PROBLEM TO WORK ON - Take the records below from their first line to the line with "import React from", and restate those lines word for word.

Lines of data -

○ ○ ○

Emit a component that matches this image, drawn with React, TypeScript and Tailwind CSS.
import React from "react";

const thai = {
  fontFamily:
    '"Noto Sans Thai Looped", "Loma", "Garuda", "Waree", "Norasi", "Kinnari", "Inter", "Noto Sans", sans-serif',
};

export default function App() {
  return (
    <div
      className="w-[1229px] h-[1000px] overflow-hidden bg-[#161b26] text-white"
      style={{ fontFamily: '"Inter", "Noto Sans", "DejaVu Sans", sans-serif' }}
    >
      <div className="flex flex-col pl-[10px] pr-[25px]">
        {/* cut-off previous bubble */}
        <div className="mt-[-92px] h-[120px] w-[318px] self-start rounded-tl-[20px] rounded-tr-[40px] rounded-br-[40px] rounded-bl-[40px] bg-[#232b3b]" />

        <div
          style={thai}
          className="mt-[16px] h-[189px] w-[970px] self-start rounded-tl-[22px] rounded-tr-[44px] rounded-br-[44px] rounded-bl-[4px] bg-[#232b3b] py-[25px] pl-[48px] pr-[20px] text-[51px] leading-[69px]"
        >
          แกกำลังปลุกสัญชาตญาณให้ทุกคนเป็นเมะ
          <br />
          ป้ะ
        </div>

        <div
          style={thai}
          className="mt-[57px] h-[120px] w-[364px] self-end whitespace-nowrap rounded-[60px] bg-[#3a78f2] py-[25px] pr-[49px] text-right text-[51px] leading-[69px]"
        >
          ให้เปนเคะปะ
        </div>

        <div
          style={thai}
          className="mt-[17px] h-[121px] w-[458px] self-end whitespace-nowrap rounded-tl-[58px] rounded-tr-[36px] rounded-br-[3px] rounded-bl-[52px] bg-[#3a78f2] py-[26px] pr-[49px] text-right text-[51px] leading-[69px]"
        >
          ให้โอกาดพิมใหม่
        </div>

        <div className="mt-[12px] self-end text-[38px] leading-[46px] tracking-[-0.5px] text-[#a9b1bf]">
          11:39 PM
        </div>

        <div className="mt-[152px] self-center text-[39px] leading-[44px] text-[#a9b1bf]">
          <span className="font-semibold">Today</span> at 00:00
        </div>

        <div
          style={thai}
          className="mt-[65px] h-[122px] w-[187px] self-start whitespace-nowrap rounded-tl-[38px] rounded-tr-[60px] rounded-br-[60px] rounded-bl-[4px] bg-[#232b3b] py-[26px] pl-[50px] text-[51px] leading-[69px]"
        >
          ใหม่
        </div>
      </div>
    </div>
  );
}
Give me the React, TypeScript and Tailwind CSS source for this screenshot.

○ ○ ○

EXERCISE RESPONSE -
Emit a component that matches this image, drawn with React, TypeScript and Tailwind CSS.
import React from "react";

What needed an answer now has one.